La conversación muere de forma súbita cuando entra en escena Cristina, la novia de Oscar, y ambos al unísono tienen la intuición masculina de que lo mejor es dejar ese sueño para otro momento. Ese momento llegaría a través de un par de llamadas desde Estados Unidos, con una oferta clara de Heathcote para que el alero al menos vaya allí unos días y compruebe de primera mano que las promesas eran reales. Sin embargo, aquel viaje nunca se llevaría a cabo. Oscar estaba comenzando a ganar un buen dinero con el Palmeiras, y estar durante años sin percibir un salario a cambio de una promesa en la NBA -con mucha suerte- no parecía el mejor plan. Además, y en caso de que fructificase, jugar con los profesionales le privaría de vestir la verdeamarelha de la selección, y ese era un precio demasiado alto para un hombre llamado a hacer historia con la camiseta de su país.

***

Son varias las pregunta que nos deja esta hipótesis es tan atrayente como imposible no hacer conjeturas con ella. ¿Qué hubiese pasado de Oscar aceptar aquel billete de avión a Michigan? ¿Cómo habrían convivido en el mismo equipo dos armas ofensivas del calibre de Schmidt y Magic? ¿Imaginan que hubiese deparado el enfrentamiento en la NCAA de dos pistoleros como Bird y Oscar frente a frente, y que no tuvo lugar hasta pasados quince años?

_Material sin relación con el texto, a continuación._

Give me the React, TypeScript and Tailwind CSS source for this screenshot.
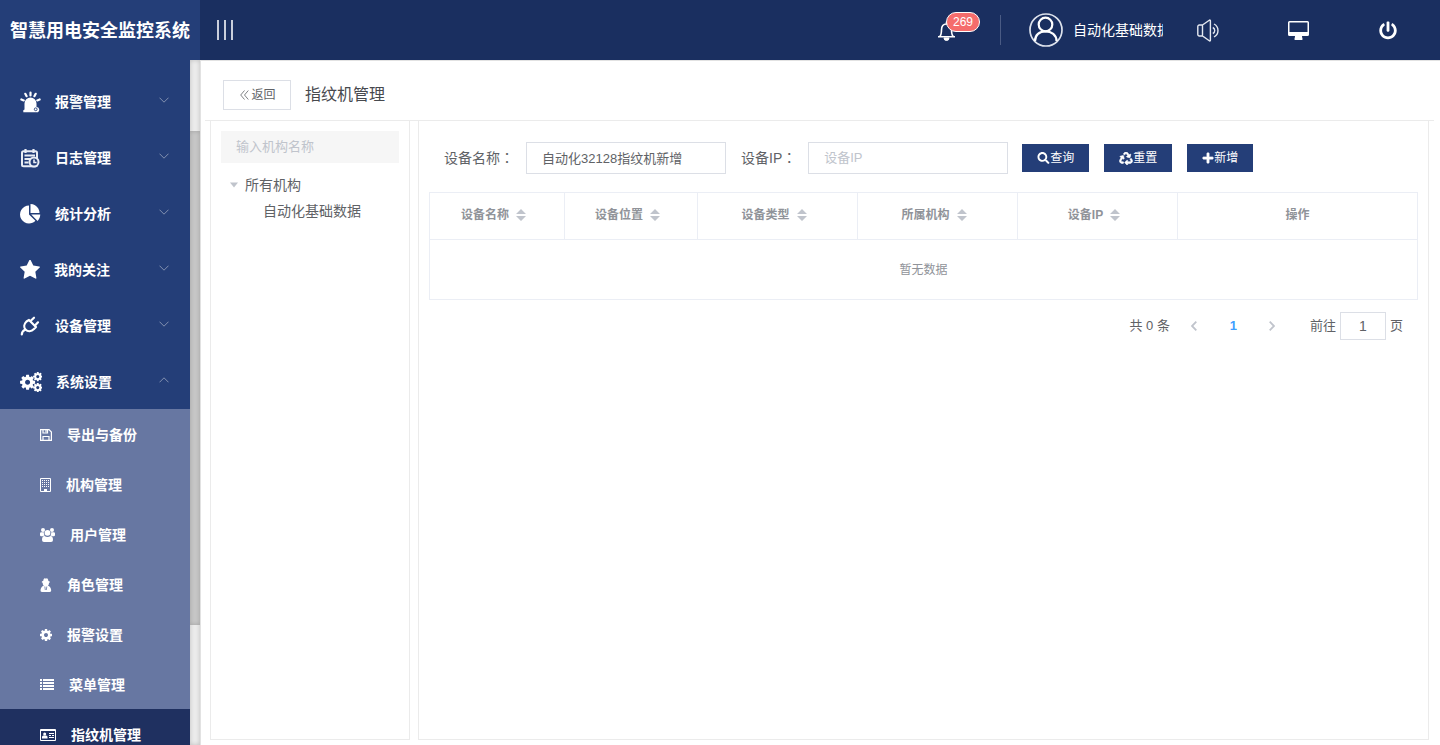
import { useState } from "react";
import type { ReactNode } from "react";
import { FaPlus, FaPowerOff, FaRecycle, FaSearch } from "react-icons/fa";

const gearPath =
  "M1152 896q0-106-75-181t-181-75-181 75-75 181 75 181 181 75 181-75 75-181zm512-109v222q0 12-8 23t-20 13l-185 28q-19 54-39 91 35 50 107 138 10 12 10 25t-9 23q-27 37-99 108t-94 71q-12 0-26-9l-138-108q-44 23-91 38-16 136-29 186-7 28-36 28h-222q-14 0-24.500-8.500t-11.500-21.500l-28-184q-49-16-90-37l-141 107q-10 9-25 9-14 0-25-11-126-114-165-168-7-10-7-23 0-12 8-23 15-21 51-66.500t54-70.500q-27-50-41-99l-183-27q-13-2-21-12.500t-8-23.500v-222q0-12 8-23t19-13l186-28q14-46 39-92-40-57-107-138-10-12-10-24 0-10 9-23 26-36 98.500-107.500t94.500-71.500q13 0 26 10l138 107q44-23 91-38 16-136 29-186 7-28 36-28h222q14 0 24.500 8.500t11.500 21.500l28 184q49 16 90 37l142-107q9-9 24-9 13 0 25 10 129 119 165 170 7 8 7 22 0 12-8 23-15 21-51 66.500t-54 70.500q26 50 41 98l183 28q13 2 21 12.500t8 23.500z";

function SirenIcon() {
  return (
    <svg viewBox="0 0 21 22" className="h-[22px] w-[21px]" fill="#fff" aria-hidden="true">
      <path d="M4.500 12.500a6 6 0 0 1 12 0V16a2.900 2.900 0 0 1 1.500 5.300H3.300v-2l1.200-.8z" />
      <g stroke="#fff" strokeWidth="2.200" strokeLinecap="round">
        <path d="M10.500 1.600v2.800M5.300 2.800l1.300 2.400M15.700 2.800l-1.300 2.400M1.400 8.500l2.300.9M19.600 8.500l-2.300.9" />
      </g>
      <circle cx="15.700" cy="18.300" r="1.400" fill="none" stroke="#243e78" strokeWidth=".9" />
    </svg>
  );
}

function LogIcon() {
  return (
    <svg viewBox="0 0 21 20" className="h-[20px] w-[21px]" fill="none" stroke="#e9edf5" aria-hidden="true">
      <rect x="2" y="3.200" width="15" height="15" rx="1.500" strokeWidth="2" />
      <path d="M5.500 1v4M13.500 1v4" strokeWidth="2.200" />
      <path d="M4.500 7.500h10.500M4.500 11h6M4.500 14.500h4" strokeWidth="2" />
      <circle cx="14" cy="14" r="4.500" fill="#243e78" strokeWidth="2" />
      <path d="M14 11.500V14.500h2.500" strokeWidth="1.600" />
    </svg>
  );
}

function PieIcon() {
  return (
    <svg viewBox="0 0 1792 1792" className="h-[21px] w-[21px]" fill="#fff" aria-hidden="true">
      <path d="M768 890l546 546q-106 108-247.500 168t-298.500 60q-209 0-385.500-103t-279.500-279.500-103-385.500 103-385.500 279.500-279.500 385.500-103v762zm187 6h773q0 157-60 298.500t-168 247.500zm709-128h-768v-768q209 0 385.500 103t279.500 279.500 103 385.500z" />
    </svg>
  );
}

function StarIcon() {
  return (
    <svg viewBox="64 64 1664 1664" className="h-[20px] w-[20px]" fill="#fff" aria-hidden="true">
      <path d="M1728 647q0 22-26 48l-363 354 86 500q1 7 1 20 0 21-10.500 35.500t-30.500 14.500q-19 0-40-12l-449-236-449 236q-22 12-40 12-21 0-31.500-14.500t-10.500-35.500q0-6 2-20l86-500-364-354q-25-27-25-48 0-37 56-46l502-73 225-455q19-41 49-41t49 41l225 455 502 73q56 9 56 46z" />
    </svg>
  );
}

function PlugIcon() {
  return (
    <svg viewBox="0 0 21 20" className="h-[20px] w-[21px]" fill="none" stroke="#fff" strokeWidth="2.200" strokeLinecap="round" aria-hidden="true">
      <path d="M1.800 18.500c0-2.300 1.200-3.800 3.200-4.800" />
      <path d="M9 4l7 7-2 2c-2.800 2.800-6.200 2.800-8.300.7S3.700 8.300 6.500 5.500z" strokeLinejoin="round" />
      <path d="M10.500 5L14 1.700M15 9.500L18 6.300" />
    </svg>
  );
}

function CogsIcon() {
  return (
    <svg viewBox="0 0 22 20" className="h-[20px] w-[22px]" fill="#fff" aria-hidden="true">
      <path d={gearPath} transform="translate(-1.200 1.500) scale(.0098)" />
      <path d={gearPath} transform="translate(12.300 -.9) scale(.0061)" />
      <path d={gearPath} transform="translate(12.300 10.100) scale(.0061)" />
    </svg>
  );
}

function CogIcon() {
  return (
    <svg viewBox="128 128 1536 1536" className="h-[12px] w-[12px]" fill="#fff" aria-hidden="true">
      <path d={gearPath} />
    </svg>
  );
}

function UsersIcon() {
  return (
    <svg viewBox="0 0 15 14" className="h-[14px] w-[15px]" fill="#fff" aria-hidden="true">
      <circle cx="3" cy="2" r="2" />
      <circle cx="12" cy="2" r="2" />
      <circle cx="7.500" cy="4.800" r="2.900" />
      <path d="M0 7V5.500Q0 4.200 1.200 4.200h2.600q-.2 2 .9 3.300-1 .2-1.700.8H1.300Q0 8.300 0 7zM15 7V5.500q0-1.300-1.200-1.300h-2.600q.2 2-.9 3.300 1 .2 1.700.8h1.700Q15 8.300 15 7z" />
      <path d="M4.600 8q1.300 1 2.900 1t2.900-1q2.600.2 2.600 4 0 2-2 2H4q-2 0-2-2 0-3.800 2.600-4z" />
    </svg>
  );
}

function SecretIcon() {
  return (
    <svg viewBox="0 0 12 14" className="h-[14px] w-[12px]" fill="#fff" aria-hidden="true">
      <path d="M3.200 3C3.500 1 4 .2 4.700.2c.5 0 .8.3 1.100.3s.6-.3 1.100-.3C7.600.2 8.100 1 8.400 3q1.600.4 1.600.9 0 .6-1 .9.200 1.600-1 2.900 2.700.8 3.200 4.300.3 2-1.500 2H2q-1.800 0-1.500-2 .5-3.500 3.200-4.300-1.200-1.300-1-2.900-1-.3-1-.9t1.500-.9z" />
      <path d="M4.800 8.500l.5 3.500M6.800 8.500L6.300 12" stroke="#6777a2" strokeWidth=".8" />
    </svg>
  );
}

function SaveIcon() {
  return (
    <svg viewBox="0 0 12 12" className="h-[12px] w-[12px]" fill="none" stroke="#fff" strokeWidth="1.200" aria-hidden="true">
      <path d="M.6.6h8.400l2.400 2.400v8.400H.6zM3 11.500v-4h6v4M3 .5v3.500h4.500v-3.500" />
      <path d="M6 .5v3" />
    </svg>
  );
}

function BuildingIcon() {
  return (
    <svg viewBox="0 0 11 14" className="h-[14px] w-[11px]" aria-hidden="true">
      <path d="M.5.5h10v13H.5z" fill="none" stroke="#fff" />
      <path d="M2.500 2v8M4.500 2v8M6.500 2v8M8.500 2v8" stroke="#fff" strokeDasharray="1 1" />
      <path d="M4 11h3v2.500H4z" fill="#fff" />
    </svg>
  );
}

function ListIcon() {
  return (
    <svg viewBox="0 0 14 12" className="h-[12px] w-[14px]" fill="#fff" aria-hidden="true">
      <path d="M0 0h2v2H0zM3 0h11v2H3zM0 3h2v2H0zM3 3h11v2H3zM0 6h2v2H0zM3 6h11v2H3zM0 9h2v2H0zM3 9h11v2H3z" />
    </svg>
  );
}

function IdCardIcon() {
  return (
    <svg viewBox="0 0 16 12" className="h-[12px] w-[16px]" fill="#fff" aria-hidden="true">
      <path fillRule="evenodd" d="M1 0h14a1 1 0 0 1 1 1v10a1 1 0 0 1-1 1H1a1 1 0 0 1-1-1V1a1 1 0 0 1 1-1zM1 2v9h14V2z" />
      <circle cx="4.700" cy="5" r="1.500" />
      <path d="M2 9.500V8a1.500 1.500 0 0 1 1.500-1.500h2.500A1.500 1.500 0 0 1 7.500 8v1.500zM9 4h5v1H9zM9 6h2v1H9zM12 6h2v1h-2zM9 8h5v1H9z" />
    </svg>
  );
}

function Chevron({ open }: { open?: boolean }) {
  return (
    <svg viewBox="0 0 10 6" className="h-[6px] w-[10px]" fill="none" stroke="#8391b1" aria-hidden="true">
      <path d={open ? "M.5 5.300L5 .8l4.500 4.500" : "M.5.7L5 5.200 9.500.7"} />
    </svg>
  );
}

function BellIcon() {
  return (
    <svg viewBox="0 0 19 20" className="h-[20px] w-[19px]" fill="none" stroke="#fff" strokeWidth="1.600" aria-hidden="true">
      <path d="M9.500.8v2M1 15.700h17M2.700 15.500c1.600-1.500 1.800-3.500 1.800-6.500 0-4 2-6 5-6s5 2 5 6c0 3 .2 5 1.800 6.500" />
      <path d="M7 17h5a2.500 2.500 0 0 1-5 0z" fill="#fff" strokeWidth="1" />
    </svg>
  );
}

function AvatarIcon() {
  return (
    <svg viewBox="0 0 34 34" className="h-[34px] w-[34px] shrink-0" fill="none" aria-hidden="true">
      <circle cx="17" cy="17" r="16" stroke="#dde2ec" strokeWidth="1.700" />
      <circle cx="16.500" cy="11.500" r="6.800" stroke="#fff" strokeWidth="2.200" />
      <path d="M6 28c0-6 4.500-9.700 10.500-9.700S27.500 22 27.500 28" stroke="#fff" strokeWidth="2.200" />
    </svg>
  );
}

function SpeakerIcon() {
  return (
    <svg viewBox="0 0 23 23" className="h-[23px] w-[23px]" fill="none" stroke="#e4e8f0" strokeWidth="1.400" aria-hidden="true">
      <path d="M5.500 6L12.300 1.200a.7.7 0 0 1 1.100.6v19.400a.7.7 0 0 1-1.100.6L5.500 17H2.300A1.500 1.500 0 0 1 .8 15.500v-8A1.500 1.500 0 0 1 2.300 6zM5.500 6v11" />
      <path d="M15.800 8.500a3.300 3.300 0 0 1 0 6M17 5a7.300 7.300 0 0 1 0 13" />
    </svg>
  );
}

function DesktopIcon() {
  return (
    <svg viewBox="0 0 21 19" className="h-[19px] w-[21px]" aria-hidden="true">
      <path fill="#fff" fillRule="evenodd" d="M1.500 0h18A1.500 1.500 0 0 1 21 1.500v12a1.500 1.500 0 0 1-1.500 1.500H14c0 1.500.5 2 .5 3s-.3 1-1 1h-6c-.7 0-1 0-1-1s.5-1.500.5-3H1.500A1.500 1.500 0 0 1 0 13.500v-12A1.500 1.500 0 0 1 1.500 0zM1.500 1.500V11h18V1.500z" />
    </svg>
  );
}

function SortIcon() {
  return (
    <span className="flex w-[24px] justify-center">
      <svg viewBox="0 0 10 12" className="h-[12px] w-[10px]" fill="#c0c4cc" aria-hidden="true">
        <path d="M5 0l5 5H0zM5 12l5-5H0z" />
      </svg>
    </span>
  );
}

type Item = { label: string; icon: ReactNode; open?: boolean; active?: boolean };

const menu: Item[] = [
  { label: "报警管理", icon: <SirenIcon /> },
  { label: "日志管理", icon: <LogIcon /> },
  { label: "统计分析", icon: <PieIcon /> },
  { label: "我的关注", icon: <StarIcon /> },
  { label: "设备管理", icon: <PlugIcon /> },
  { label: "系统设置", icon: <CogsIcon />, open: true },
];

const subMenu: Item[] = [
  { label: "导出与备份", icon: <SaveIcon /> },
  { label: "机构管理", icon: <BuildingIcon /> },
  { label: "用户管理", icon: <UsersIcon /> },
  { label: "角色管理", icon: <SecretIcon /> },
  { label: "报警设置", icon: <CogIcon /> },
  { label: "菜单管理", icon: <ListIcon /> },
  { label: "指纹机管理", icon: <IdCardIcon />, active: true },
];

const columns = [
  { label: "设备名称", width: "w-[135px]", sortable: true },
  { label: "设备位置", width: "w-[133px]", sortable: true },
  { label: "设备类型", width: "w-[160px]", sortable: true },
  { label: "所属机构", width: "w-[160px]", sortable: true },
  { label: "设备IP", width: "w-[160px]", sortable: true },
  { label: "操作", width: "w-[240px]", sortable: false },
];

const actions = [
  { label: "查询", icon: <FaSearch className="h-[12px] w-[13px]" /> },
  { label: "重置", icon: <FaRecycle className="h-[13px] w-[14px]" stroke="#fff" strokeWidth="24" /> },
  { label: "新增", icon: <FaPlus className="h-[12px] w-[12px]" stroke="#fff" strokeWidth="24" /> },
];

function Header() {
  return (
    <header className="flex h-[60px] shrink-0 items-center bg-[#1a2f60] text-white">
      <h1 className="flex h-full w-[200px] shrink-0 items-center justify-center bg-[#243e78] pt-[2px] text-[18px] leading-[24px] font-bold whitespace-nowrap">
        智慧用电安全监控系统
      </h1>
      <button type="button" aria-label="折叠菜单" className="ml-[17px] flex h-[20px] gap-[5px]">
        <span className="w-[2px] bg-[#c9cfdc]" />
        <span className="w-[2px] bg-[#c9cfdc]" />
        <span className="w-[2px] bg-[#c9cfdc]" />
      </button>
      <div className="ml-auto flex h-full items-center pr-[7px]">
        <button type="button" aria-label="报警消息" className="relative mt-[2px]">
          <BellIcon />
          <span className="absolute -top-[9px] left-[9px] flex h-[20px] w-[34px] items-center justify-center rounded-full border border-white bg-[#f56c6c] text-[12px] leading-[18px]">
            269
          </span>
        </button>
        <span className="ml-[44px] h-[30px] w-px bg-[#4a5b84]" />
        <div className="ml-[28px] flex items-center gap-[10px]">
          <AvatarIcon />
          <span className="w-[90px] overflow-hidden text-[14px] leading-[20px] whitespace-nowrap">自动化基础数据</span>
        </div>
        <button type="button" aria-label="声音" className="flex h-full w-[90px] items-center justify-center">
          <SpeakerIcon />
        </button>
        <button type="button" aria-label="大屏" className="flex h-full w-[90px] items-center justify-center">
          <DesktopIcon />
        </button>
        <button type="button" aria-label="退出" className="flex h-full w-[90px] items-center justify-center">
          <FaPowerOff className="h-[19px] w-[18px]" />
        </button>
      </div>
    </header>
  );
}

function Sidebar() {
  return (
    <div className="flex w-[200px] shrink-0">
      <nav className="min-w-0 flex-1 overflow-hidden bg-[#243e78] pt-[13px] text-[14px] leading-[20px] font-bold text-white">
        <ul>
          {menu.map((item) => (
            <li key={item.label}>
              <a href="#" className="flex h-[56px] items-center gap-[14px] pt-[2px] pr-[21px] pl-[20px]">
                {item.icon}
                <span className="flex-1">{item.label}</span>
                <span className="pb-[4px]">
                  <Chevron open={item.open} />
                </span>
              </a>
            </li>
          ))}
        </ul>
        <ul className="bg-[#6777a2]">
          {subMenu.map((item) => (
            <li key={item.label} className={item.active ? "bg-[#1f3060]" : ""}>
              <a href="#" className="flex h-[50px] items-center gap-[15px] pt-[2px] pl-[40px]">
                {item.icon}
                <span>{item.label}</span>
              </a>
            </li>
          ))}
        </ul>
      </nav>
      <div className="flex w-[10px] flex-col bg-[#ededed] shadow-[inset_0_0_5px_rgba(0,0,0,0.2)]">
        <div className="grow-[71]" />
        <div className="grow-[494] bg-[#c8c8c8] shadow-[inset_0_0_5px_rgba(0,0,0,0.2)]" />
        <div className="grow-[120]" />
      </div>
    </div>
  );
}

function OrgPanel() {
  return (
    <aside className="w-[200px] shrink-0 border border-t-0 border-[#ebebeb] p-[10px] text-[#606266]">
      <input
        type="text"
        aria-label="输入机构名称"
        placeholder="输入机构名称"
        className="block h-[32px] w-full bg-[#f6f6f6] px-[15px] pb-[2px] text-[13px] outline-none placeholder:text-[#c0c4cc]"
      />
      <ul className="mt-[9px] text-[14px] leading-[26px]">
        <li>
          <div className="flex items-center gap-[6px] pl-[8px]">
            <svg viewBox="0 0 10 6" className="h-[6px] w-[10px]" fill="#c0c4cc" aria-hidden="true">
              <path d="M1 .5h8L5 5.500z" />
            </svg>
            所有机构
          </div>
          <ul>
            <li className="pl-[42px]">自动化基础数据</li>
          </ul>
        </li>
      </ul>
    </aside>
  );
}

function Colon() {
  return <span className="font-['Noto_Sans_CJK_TC',sans-serif]">：</span>;
}

function DevicePanel() {
  const [name, setName] = useState("自动化32128指纹机新增");
  const [ip, setIp] = useState("");
  const [page, setPage] = useState("1");
  const field = "h-[32px] w-[200px] border border-[#dcdfe6] px-[15px] pb-[2px] text-[13px] outline-none placeholder:text-[#c0c4cc]";
  return (
    <section className="min-w-0 flex-1 border border-t-0 border-[#ebebeb] pt-[21px] pr-[11px] pl-[10px] text-[#606266]">
      <form className="flex items-center pl-[15px] text-[14px] leading-[20px]" onSubmit={(e) => e.preventDefault()}>
        <label htmlFor="device-name" className="pr-[12px] pb-[2px] whitespace-nowrap">
          设备名称
          <Colon />
        </label>
        <input id="device-name" type="text" value={name} onChange={(e) => setName(e.target.value)} className={field} />
        <label htmlFor="device-ip" className="pr-[12px] pb-[2px] pl-[15px] whitespace-nowrap">
          设备IP
          <Colon />
        </label>
        <input id="device-ip" type="text" placeholder="设备IP" value={ip} onChange={(e) => setIp(e.target.value)} className={field} />
        <div className="ml-[14px] flex gap-[15px]">
          {actions.map((action) => (
            <button key={action.label} type="button" className="flex h-[28px] items-center bg-[#243e78] px-[15px] text-[12px] leading-[16px] whitespace-nowrap text-white">
              {action.icon}
              {action.label}
            </button>
          ))}
        </div>
      </form>
      <table className="mt-[18px] w-full table-fixed border-collapse border border-[#ebeef5] text-[12px] leading-[20px] text-[#909399]">
        <thead>
          <tr>
            {columns.map((column) => (
              <th key={column.label} scope="col" className={`${column.width} h-[47px] border border-[#ebeef5] p-0 font-bold`}>
                <span className="flex items-center justify-center pb-[2px]">
                  {column.label}
                  {column.sortable && <SortIcon />}
                </span>
              </th>
            ))}
          </tr>
        </thead>
        <tbody>
          <tr>
            <td colSpan={columns.length} className="h-[60px] p-0 text-center">暂无数据</td>
          </tr>
        </tbody>
      </table>
      <div className="mt-[12px] flex items-center justify-end pr-[14px] text-[13px] leading-[28px]">
        <span className="mr-[5px]">共 0 条</span>
        <button type="button" aria-label="上一页" disabled className="flex w-[39px] justify-center">
          <svg viewBox="0 0 6 10" className="h-[10px] w-[6px]" fill="none" stroke="#c0c4cc" strokeWidth="1.800" aria-hidden="true">
            <path d="M5.300.7L1 5l4.300 4.300" />
          </svg>
        </button>
        <button type="button" className="w-[39px] text-center font-bold text-[#409eff]">1</button>
        <button type="button" aria-label="下一页" disabled className="flex w-[39px] justify-center">
          <svg viewBox="0 0 6 10" className="h-[10px] w-[6px]" fill="none" stroke="#c0c4cc" strokeWidth="1.800" aria-hidden="true">
            <path d="M.7.7L5 5 .7 9.300" />
          </svg>
        </button>
        <label htmlFor="page" className="mr-[4px] ml-[18px]">前往</label>
        <input
          id="page"
          type="text"
          value={page}
          onChange={(e) => setPage(e.target.value)}
          className="h-[28px] w-[46px] border border-[#dcdfe6] text-center text-[14px] outline-none"
        />
        <span className="ml-[4px]">页</span>
      </div>
    </section>
  );
}

export default function App() {
  return (
    <div className="flex h-screen flex-col overflow-hidden bg-white font-['Liberation_Sans','Noto_Sans_CJK_SC',sans-serif]">
      <Header />
      <div className="flex min-h-0 flex-1">
        <Sidebar />
        <main className="flex min-w-0 flex-1 flex-col border-t border-l border-[#e2e2e2] pr-[6px] pb-[5px] pl-[4px]">
          <div className="flex h-[60px] shrink-0 items-center gap-[14px] border-b border-[#ebebeb] pt-[9px] pb-px pl-[18px]">
            <button type="button" className="flex h-[30px] w-[68px] items-center justify-center gap-[2px] border border-[#dcdfe6] pl-[2px] text-[12px] leading-[16px] text-[#606266]">
              <svg viewBox="0 0 9 10" className="h-[10px] w-[9px]" fill="none" stroke="#606266" strokeWidth=".8" aria-hidden="true">
                <path d="M4.500.5L.7 5l3.800 4.500M8.300.5L4.500 5l3.800 4.500" />
              </svg>
              返回
            </button>
            <h2 className="text-[16px] leading-[24px] text-[#47494e]">指纹机管理</h2>
          </div>
          <div className="flex min-h-0 flex-1 gap-[8px] pr-[5px] pl-[5px]">
            <OrgPanel />
            <DevicePanel />
          </div>
        </main>
      </div>
    </div>
  );
}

Son muchísimas las preguntas, pero la certeza de que las posibilidades de que el brasileño hubiese podido tener un buen papel tanto en la liga universitaria como después en la NBA apenas alberga discusión, como se ha reconocido en multitud de jugadores que compartieron pista con él durante los ochenta y los noventa, y que descubrieron en Mano Santa a uno de los grandes francotiradores de la historia, ajeno a cualquier ámbito geográfico o temporal.